Task objective: Write out the listing below without alteration, omitting its pictures.

Extracted entries:
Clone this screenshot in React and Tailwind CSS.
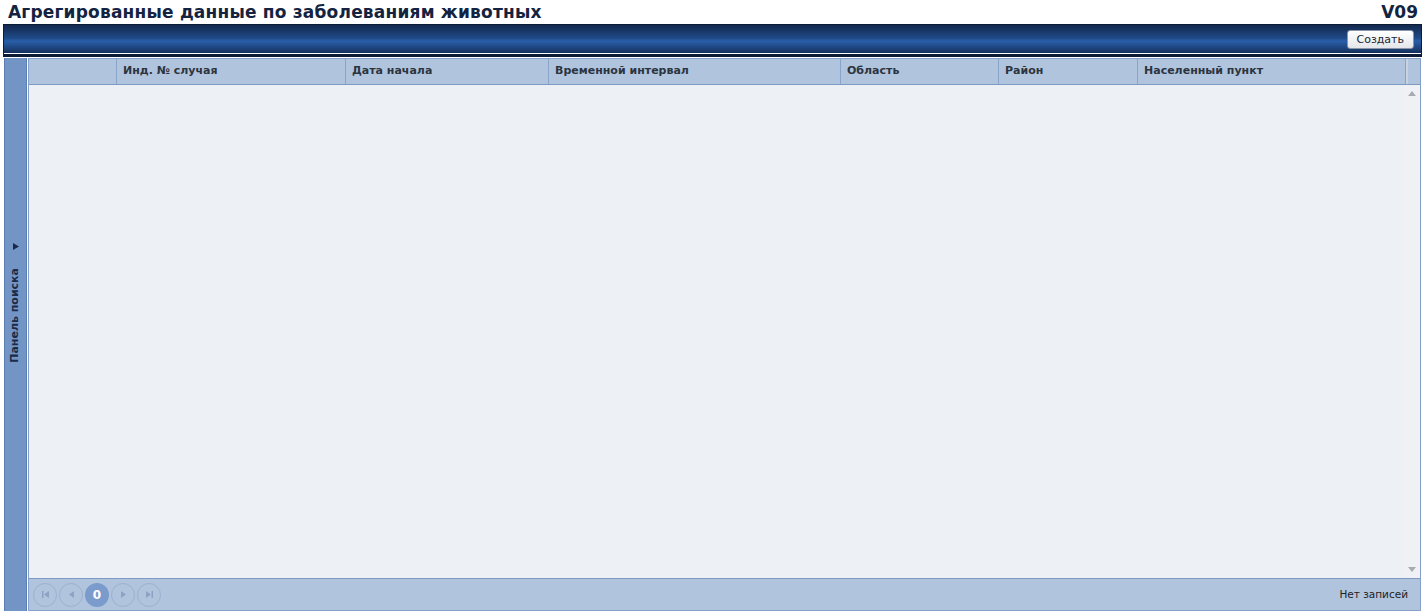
import React from "react";

const cols = [
  { w: 88, t: "" },
  { w: 229, t: "Инд. № случая" },
  { w: 203, t: "Дата начала" },
  { w: 292, t: "Временной интервал" },
  { w: 158, t: "Область" },
  { w: 139, t: "Район" },
  { w: 268, t: "Населенный пункт" },
];

function PagerBtn({ children, active }) {
  return (
    <div
      className={
        active
          ? "w-[24px] h-[24px] rounded-full bg-[#7a9bcb] flex items-center justify-center text-white font-bold text-[12px]"
          : "w-[24px] h-[24px] rounded-full border border-[#9db1d0] flex items-center justify-center text-[#8ea3c4]"
      }
    >
      {children}
    </div>
  );
}

export default function App() {
  return (
    <div className="w-[1425px] h-[613px] bg-white flex flex-col" style={{ fontFamily: '"DejaVu Sans", Verdana, sans-serif' }}>
      <div className="h-[24px] flex items-center justify-between pl-[8px] pr-[7px] text-[#14233f] font-bold leading-none">
        <span className="text-[17px] tracking-[0.2px]">Агрегированные данные по заболеваниям животных</span>
        <span className="text-[17px]">V09</span>
      </div>
      <div className="mx-[3px] h-[33px] border border-[#0c1c36] bg-[linear-gradient(to_bottom,#13294d_0%,#1f4987_45%,#295ea9_55%,#183969_90%,#102448_100%)] border-b-[3px] border-b-[#0c1c36] relative flex items-center justify-end pr-[7px]">
        <div className="absolute left-0 right-0 bottom-0 h-[1px] bg-white" />
        <button className="h-[19px] px-[9px] rounded-[3px] border border-[#8a96a8] bg-[linear-gradient(to_bottom,#ffffff,#e3e6ea)] text-[11px] text-[#1d2533] leading-none mb-[1px]">
          Создать
        </button>
      </div>
      <div className="flex flex-1 mt-[1px] mb-[2px] pl-[4px] pr-[4px]">
        <div className="w-[23px] bg-[#7395c5] border-l border-r border-[#5b7fb2] flex flex-col items-center pt-[185px]">
          <svg width="6" height="7" viewBox="0 0 6 7"><path d="M0 0L6 3.5L0 7z" fill="#1b2b47" /></svg>
          <span className="mt-[18px] text-[#1b2b47] font-bold text-[11px] whitespace-nowrap [writing-mode:vertical-rl] rotate-180">
            Панель поиска
          </span>
        </div>
        <div className="ml-[1px] flex-1 border border-[#86a1c9] flex flex-col bg-[#edf0f5]">
          <div className="h-[26px] bg-[#b0c4de] border-b border-[#7d9ac4] flex">
            {cols.map((c, i) => (
              <div
                key={i}
                style={{ width: c.w }}
                className="h-full border-r border-[#8aa5cc] flex items-center pl-[6px] text-[11px] font-bold text-[#2c3440] whitespace-nowrap"
              >
                {c.t}
              </div>
            ))}
            <div className="flex-1 border-l-[2px] border-[#c9d3e0]" />
          </div>
          <div className="flex-1 flex">
            <div className="flex-1" />
            <div className="w-[16px] bg-[#f0f1f4] flex flex-col items-center justify-between py-[6px]">
              <svg width="8" height="5" viewBox="0 0 8 5"><path d="M4 0L8 5H0z" fill="#a8acb2" /></svg>
              <svg width="8" height="5" viewBox="0 0 8 5"><path d="M0 0H8L4 5z" fill="#a8acb2" /></svg>
            </div>
          </div>
          <div className="h-[32px] bg-[#b0c4de] border-t border-[#7d9ac4] flex items-center justify-between pl-[4px] pr-[12px]">
            <div className="flex items-center gap-[2px]">
              <PagerBtn>
                <svg width="7" height="7" viewBox="0 0 7 7"><path d="M0 0h1.5v7H0zM7 0v7L2 3.5z" fill="#8ea3c4" /></svg>
              </PagerBtn>
              <PagerBtn>
                <svg width="5" height="7" viewBox="0 0 5 7"><path d="M5 0v7L0 3.5z" fill="#8ea3c4" /></svg>
              </PagerBtn>
              <PagerBtn active>0</PagerBtn>
              <PagerBtn>
                <svg width="5" height="7" viewBox="0 0 5 7"><path d="M0 0v7L5 3.5z" fill="#8ea3c4" /></svg>
              </PagerBtn>
              <PagerBtn>
                <svg width="7" height="7" viewBox="0 0 7 7"><path d="M0 0v7L5 3.5zM5.5 0H7v7H5.5z" fill="#8ea3c4" /></svg>
              </PagerBtn>
            </div>
            <span className="text-[10.5px] text-[#222]">Нет записей</span>
          </div>
        </div>
      </div>
    </div>
  );
}
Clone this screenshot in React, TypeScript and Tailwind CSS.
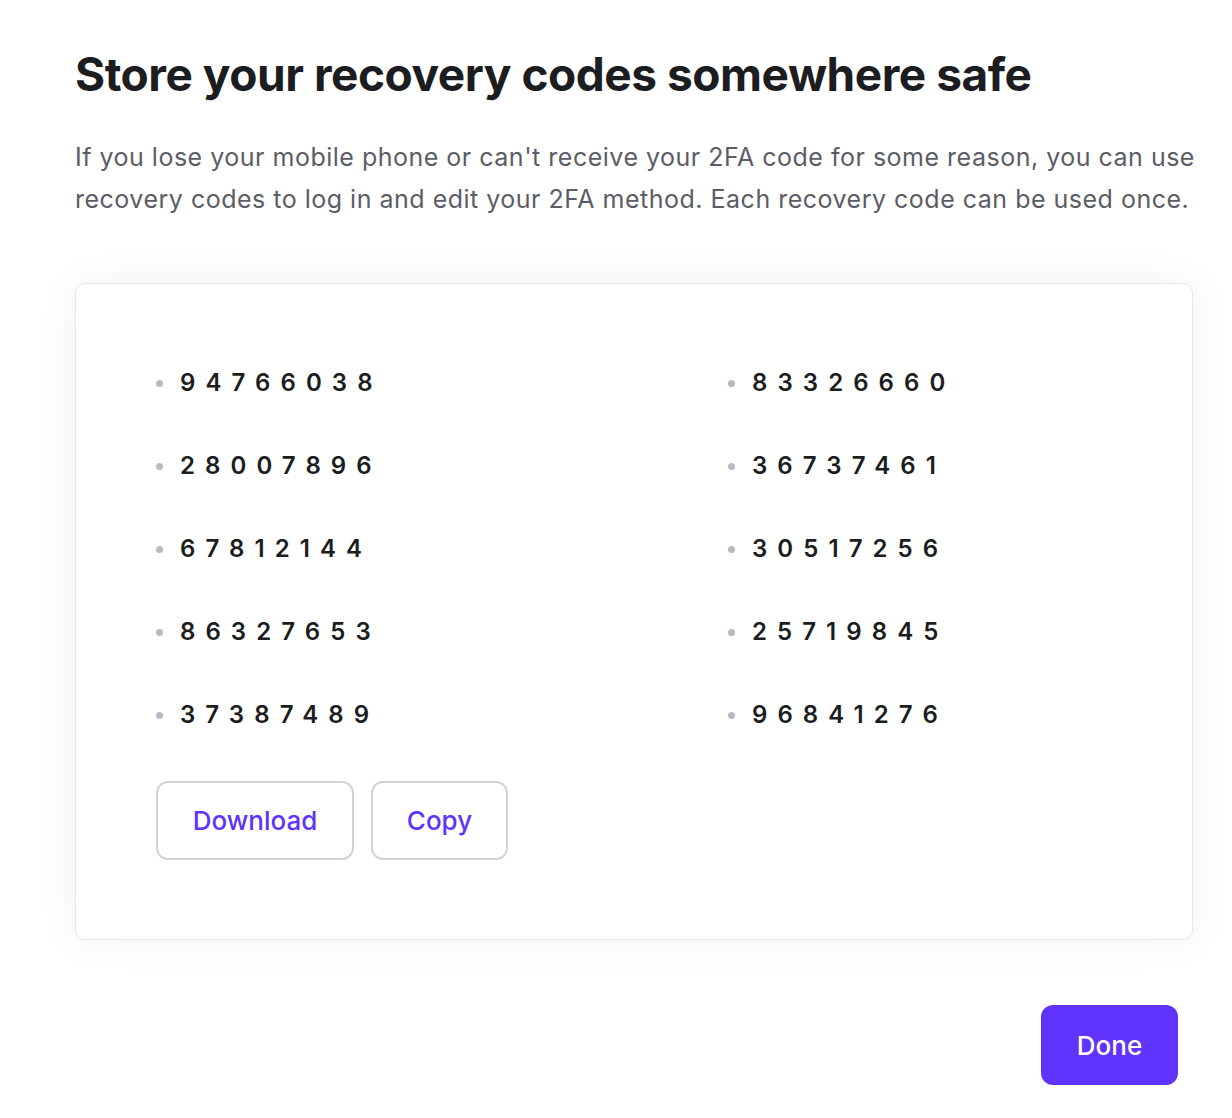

The result:
Clone this screenshot in React and Tailwind CSS.
import React from "react";

const cols = [
  { w: 88, t: "" },
  { w: 229, t: "Инд. № случая" },
  { w: 203, t: "Дата начала" },
  { w: 292, t: "Временной интервал" },
  { w: 158, t: "Область" },
  { w: 139, t: "Район" },
  { w: 268, t: "Населенный пункт" },
];

function PagerBtn({ children, active }) {
  return (
    <div
      className={
        active
          ? "w-[24px] h-[24px] rounded-full bg-[#7a9bcb] flex items-center justify-center text-white font-bold text-[12px]"
          : "w-[24px] h-[24px] rounded-full border border-[#9db1d0] flex items-center justify-center text-[#8ea3c4]"
      }
    >
      {children}
    </div>
  );
}

export default function App() {
  return (
    <div className="w-[1425px] h-[613px] bg-white flex flex-col" style={{ fontFamily: '"DejaVu Sans", Verdana, sans-serif' }}>
      <div className="h-[24px] flex items-center justify-between pl-[8px] pr-[7px] text-[#14233f] font-bold leading-none">
        <span className="text-[17px] tracking-[0.2px]">Агрегированные данные по заболеваниям животных</span>
        <span className="text-[17px]">V09</span>
      </div>
      <div className="mx-[3px] h-[33px] border border-[#0c1c36] bg-[linear-gradient(to_bottom,#13294d_0%,#1f4987_45%,#295ea9_55%,#183969_90%,#102448_100%)] border-b-[3px] border-b-[#0c1c36] relative flex items-center justify-end pr-[7px]">
        <div className="absolute left-0 right-0 bottom-0 h-[1px] bg-white" />
        <button className="h-[19px] px-[9px] rounded-[3px] border border-[#8a96a8] bg-[linear-gradient(to_bottom,#ffffff,#e3e6ea)] text-[11px] text-[#1d2533] leading-none mb-[1px]">
          Создать
        </button>
      </div>
      <div className="flex flex-1 mt-[1px] mb-[2px] pl-[4px] pr-[4px]">
        <div className="w-[23px] bg-[#7395c5] border-l border-r border-[#5b7fb2] flex flex-col items-center pt-[185px]">
          <svg width="6" height="7" viewBox="0 0 6 7"><path d="M0 0L6 3.5L0 7z" fill="#1b2b47" /></svg>
          <span className="mt-[18px] text-[#1b2b47] font-bold text-[11px] whitespace-nowrap [writing-mode:vertical-rl] rotate-180">
            Панель поиска
          </span>
        </div>
        <div className="ml-[1px] flex-1 border border-[#86a1c9] flex flex-col bg-[#edf0f5]">
          <div className="h-[26px] bg-[#b0c4de] border-b border-[#7d9ac4] flex">
            {cols.map((c, i) => (
              <div
                key={i}
                style={{ width: c.w }}
                className="h-full border-r border-[#8aa5cc] flex items-center pl-[6px] text-[11px] font-bold text-[#2c3440] whitespace-nowrap"
              >
                {c.t}
              </div>
            ))}
            <div className="flex-1 border-l-[2px] border-[#c9d3e0]" />
          </div>
          <div className="flex-1 flex">
            <div className="flex-1" />
            <div className="w-[16px] bg-[#f0f1f4] flex flex-col items-center justify-between py-[6px]">
              <svg width="8" height="5" viewBox="0 0 8 5"><path d="M4 0L8 5H0z" fill="#a8acb2" /></svg>
              <svg width="8" height="5" viewBox="0 0 8 5"><path d="M0 0H8L4 5z" fill="#a8acb2" /></svg>
            </div>
          </div>
          <div className="h-[32px] bg-[#b0c4de] border-t border-[#7d9ac4] flex items-center justify-between pl-[4px] pr-[12px]">
            <div className="flex items-center gap-[2px]">
              <PagerBtn>
                <svg width="7" height="7" viewBox="0 0 7 7"><path d="M0 0h1.5v7H0zM7 0v7L2 3.5z" fill="#8ea3c4" /></svg>
              </PagerBtn>
              <PagerBtn>
                <svg width="5" height="7" viewBox="0 0 5 7"><path d="M5 0v7L0 3.5z" fill="#8ea3c4" /></svg>
              </PagerBtn>
              <PagerBtn active>0</PagerBtn>
              <PagerBtn>
                <svg width="5" height="7" viewBox="0 0 5 7"><path d="M0 0v7L5 3.5z" fill="#8ea3c4" /></svg>
              </PagerBtn>
              <PagerBtn>
                <svg width="7" height="7" viewBox="0 0 7 7"><path d="M0 0v7L5 3.5zM5.5 0H7v7H5.5z" fill="#8ea3c4" /></svg>
              </PagerBtn>
            </div>
            <span className="text-[10.5px] text-[#222]">Нет записей</span>
          </div>
        </div>
      </div>
    </div>
  );
}
Clone this screenshot in React, TypeScript and Tailwind CSS.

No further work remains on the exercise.